Improving Browser Autonomous Agents with Deep Reinforcement Learning and Memory
As we enter the age of web agents, we are bombarded with new software releases every few days like Comet, Composite, and Fellou. These apps promise to automate everyday tasks, with travel planning as the overused demo. In practice, current approaches are slow. Large language models often take five or more seconds to perform a single action such as a click or scroll.
In this article, I propose improvements in four areas. First, how large language models can achieve more accurate System 1 thinking using deep reinforcement learning. Second, how to mix classical deterministic search with probabilistic search framed as a Markov Decision Process. Third, how agents can learn over time by asking the right questions to better understand user intent. Finally, how to create dynamic templates for workflow automation over time.
I will focus on Composite because it is one of the leading browser AI agent workflow automation apps.
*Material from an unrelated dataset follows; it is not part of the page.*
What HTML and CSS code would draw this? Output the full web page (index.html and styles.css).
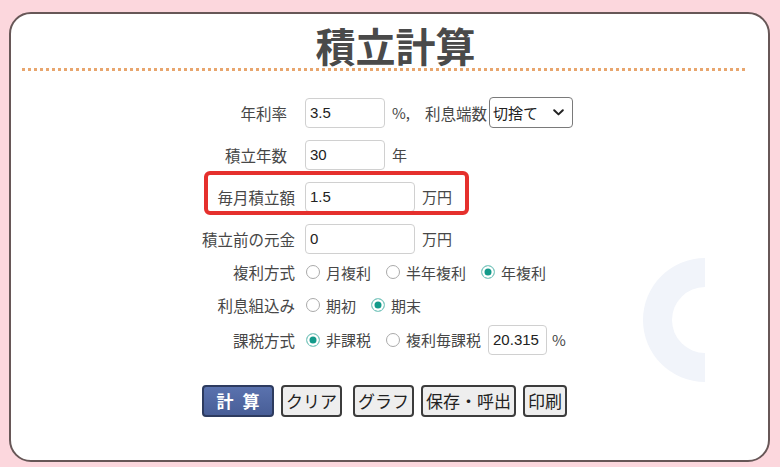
FILE: index.html
```html
<!DOCTYPE html>
<html lang="ja">
<head>
<meta charset="utf-8">
<title>積立計算</title>
<link rel="stylesheet" href="styles.css">
</head>
<body>
<div class="card">
  <h1 class="title">積立計算</h1>
  <div class="rule"></div>
  <form class="form">
    <div class="row">
      <label class="label label-short">年利率</label>
      <input class="field" type="text" value="3.5">
      <span class="unit">%,</span>
      <span class="sublabel">利息端数</span>
      <span class="select-wrap">
        <select class="select"><option>切捨て</option><option>四捨五入</option><option>切上げ</option></select>
        <svg class="chev" width="11" height="7" viewBox="0 0 11 7"><polyline points="1.2,1.2 5.5,5.4 9.8,1.2" fill="none" stroke="#222" stroke-width="2" stroke-linecap="round" stroke-linejoin="round"/></svg>
      </span>
    </div>
    <div class="row">
      <label class="label label-short">積立年数</label>
      <input class="field" type="text" value="30">
      <span class="unit">年</span>
    </div>
    <div class="row row-highlight">
      <label class="label">毎月積立額</label>
      <input class="field field-wide" type="text" value="1.5">
      <span class="unit">万円</span>
    </div>
    <div class="row">
      <label class="label">積立前の元金</label>
      <input class="field field-wide" type="text" value="0">
      <span class="unit">万円</span>
    </div>
    <div class="row row-opt row-opt-first">
      <span class="label">複利方式</span>
      <label class="opt"><input class="radio" type="radio" name="comp">月複利</label>
      <label class="opt"><input class="radio" type="radio" name="comp">半年複利</label>
      <label class="opt"><input class="radio" type="radio" name="comp" checked>年複利</label>
    </div>
    <div class="row row-opt">
      <span class="label">利息組込み</span>
      <label class="opt"><input class="radio" type="radio" name="timing">期初</label>
      <label class="opt"><input class="radio" type="radio" name="timing" checked>期末</label>
    </div>
    <div class="row row-tax">
      <span class="label">課税方式</span>
      <label class="opt"><input class="radio" type="radio" name="tax" checked>非課税</label>
      <label class="opt opt-last"><input class="radio" type="radio" name="tax">複利毎課税</label>
      <input class="field field-tax" type="text" value="20.315">
      <span class="unit unit-tight">%</span>
    </div>
  </form>
  <div class="buttons">
    <button class="btn btn-primary" type="button">計 算</button>
    <button class="btn" type="button">クリア</button>
    <button class="btn btn-spaced" type="button">グラフ</button>
    <button class="btn" type="button">保存・呼出</button>
    <button class="btn" type="button">印刷</button>
  </div>
  <svg class="deco" width="62" height="124" viewBox="0 0 62 124" aria-hidden="true">
    <path d="M62 0 A62 62 0 0 0 62 124 L62 95 A33 33 0 0 1 62 29 Z" fill="#f1f4fa"/>
  </svg>
</div>
</body>
</html>
```
FILE: styles.css
```css
html, body {
  margin: 0;
  padding: 0;
}
body {
  background: #fcd7dd;
  font-family: "Noto Sans CJK JP", "Noto Sans", sans-serif;
  color: #444;
  padding-top: 12px;
  height: 455px;
}
.card {
  position: relative;
  box-sizing: border-box;
  width: 761px;
  height: 450px;
  margin-left: 9px;
  background: #fff;
  border: 2px solid #675757;
  border-radius: 22px;
}
.title {
  margin: 9px 0 0;
  padding-left: 12px;
  font-size: 40px;
  line-height: 45px;
  font-weight: 700;
  color: #4a4a4a;
  text-align: center;
}
.rule {
  height: 3px;
  margin: 0 23px 0 11px;
  background: repeating-linear-gradient(90deg, #e8a66e 0 3px, transparent 3px 6px);
}
.form {
  margin: 26px 0 0;
  padding-left: 165px;
  font-size: 15px;
}
.row {
  display: flex;
  align-items: center;
  height: 31px;
  margin-top: 11px;
}
.row:first-child {
  margin-top: 0;
}
.row-opt {
  height: 22px;
}
.row-opt-first {
  margin-top: 7px;
}
.row-tax {
  height: 31px;
  margin-top: 8px;
}
.label {
  box-sizing: border-box;
  width: 119px;
  margin-right: 10px;
  text-align: right;
  font-size: 15.5px;
  color: #474747;
  white-space: nowrap;
}
.label-short {
  padding-right: 8px;
}
.field {
  box-sizing: border-box;
  width: 80px;
  height: 30px;
  margin: 0;
  border: 1px solid #d0d0d0;
  border-radius: 4px;
  padding: 0 4px;
  font: 15px "Liberation Sans", Arial, sans-serif;
  color: #222;
  background: #fff;
}
.field-wide {
  width: 110px;
}
.field-tax {
  width: 59px;
  margin-left: 7px;
}
.unit {
  margin-left: 7px;
  color: #474747;
}
.unit-tight {
  margin-left: 5px;
}
.sublabel {
  margin-left: 15px;
  margin-right: 2px;
  font-size: 15.5px;
  color: #474747;
}
.select-wrap {
  position: relative;
  display: inline-flex;
}
.select {
  appearance: none;
  -webkit-appearance: none;
  box-sizing: border-box;
  width: 84px;
  height: 31px;
  margin: 0;
  padding: 0 20px 0 3px;
  border: 1px solid #7a7a7a;
  border-radius: 4px;
  background: #fff;
  font: 15px "Noto Sans CJK JP", sans-serif;
  color: #222;
}
.chev {
  position: absolute;
  right: 9px;
  top: 12px;
  pointer-events: none;
}
.row-highlight {
  position: relative;
}
.row-highlight::after {
  content: "";
  position: absolute;
  left: 28px;
  top: -10px;
  width: 265px;
  height: 44px;
  box-sizing: border-box;
  border: 4px solid #e5302d;
  border-radius: 6px;
  pointer-events: none;
}
.opt {
  display: inline-flex;
  align-items: center;
  margin-right: 14px;
  color: #474747;
  white-space: nowrap;
}
.opt-last {
  margin-right: 0;
}
.radio {
  appearance: none;
  -webkit-appearance: none;
  box-sizing: border-box;
  width: 14px;
  height: 14px;
  margin: 0 6px 0 1px;
  border: 1px solid #aaa;
  border-radius: 50%;
  background: #fff;
}
.radio:checked {
  border-color: #8fcfc8;
  background: #139a8a;
  box-shadow: inset 0 0 0 2.5px #fff;
}
.buttons {
  display: flex;
  gap: 7px;
  margin-top: 30px;
  padding-left: 191px;
}
.btn {
  box-sizing: border-box;
  height: 32px;
  margin: 0;
  padding: 0 3px;
  border: 2px solid #3c3c3c;
  border-radius: 4px;
  background: #eeeeee;
  font: 17px "Noto Sans CJK JP", sans-serif;
  line-height: 28px;
  color: #222;
}
.btn-spaced {
  margin-left: 4px;
}
.btn-primary {
  width: 72px;
  background: linear-gradient(#5a72ae, #485e97);
  border-color: #2d3b5f;
  color: #fff;
  font-weight: 700;
  word-spacing: 5px;
}
.deco {
  position: absolute;
  left: 632px;
  top: 244px;
}
```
How Web Agents Work Under the Hood
So the first thing I want to talk about is how these web agents work under the hood. The agent takes your prompt, creates a plan, takes a screenshot, analyzes elements, and decides the next step based on the picture. In many cases, there is a combination of screenshot analysis and parsing the DOM, including div elements and accessibility roles.
That is a good start. It can be faster. Use reinforcement learning on existing Composite sessions and the browser environment to train policies with rewards tied to goal state. RL can be narrow, so scope it to micro skills. Train deep RL or imitation policies for specific actions like scrolling, highlighting candidates, and finding the right button. Do not train arbitrary tasks. Train the fast primitives so the higher level plan executes quickly.
The design is unique and the opportunity is real.
Mixing Deterministic and Probabilistic Search
The second thing I want to talk about is mixing classic deterministic search algorithms with probabilistic policies. A lot of web search is straightforward. If you need to find every location on a page or every Book button, run deterministic queries over the DOM or accessibility tree and rank the results. Use AI only when the page is ambiguous.
This matters for two reasons. It makes the agent and the user’s life simpler. It cuts compute.
Then combine it with probabilistic search for novel states. When the site looks new or orientation changes, fall back to a learned policy that explores a bit, reduces uncertainty, and then returns to the deterministic path. The abstraction is simple. Decide what should be deterministic and what should not.
Right now, large language models are being used for everything because they are a good general tool. There is room to optimize the split.
Learning Through Questions
The third thing I want to talk about is soft learning by asking short questions. Users have stable preferences in how they want things done, and they expect the computer to learn the context. Most web agent interfaces are still focused on one off tasks. Add a fast question when it saves future friction. Ask once, remember, and apply it next time.
I have seen Wispr Flow experiment with quick confirm prompts. Composite could do the same style of ask once and remember.
Power Workflows
Finally, power workflows. If you want users to become power users, let them create reusable workflow templates for common tasks like travel planning or writing. Think of them as abstract classes for workflows, with slots and defaults. Over time, the system compiles these into policies so the agent spends less time planning and more time doing.
Those are the suggestions I recommend.
Conclusion
Agents are the future of web automation, but they need to be faster, smarter, and more adaptive. By combining deep reinforcement learning for fast primitives, mixing deterministic and probabilistic search, learning user preferences through questions, and enabling power workflows, we can create browser agents that truly deliver on the promise of autonomous web navigation.
The technology is here. Now it’s about building the right systems to make it work seamlessly.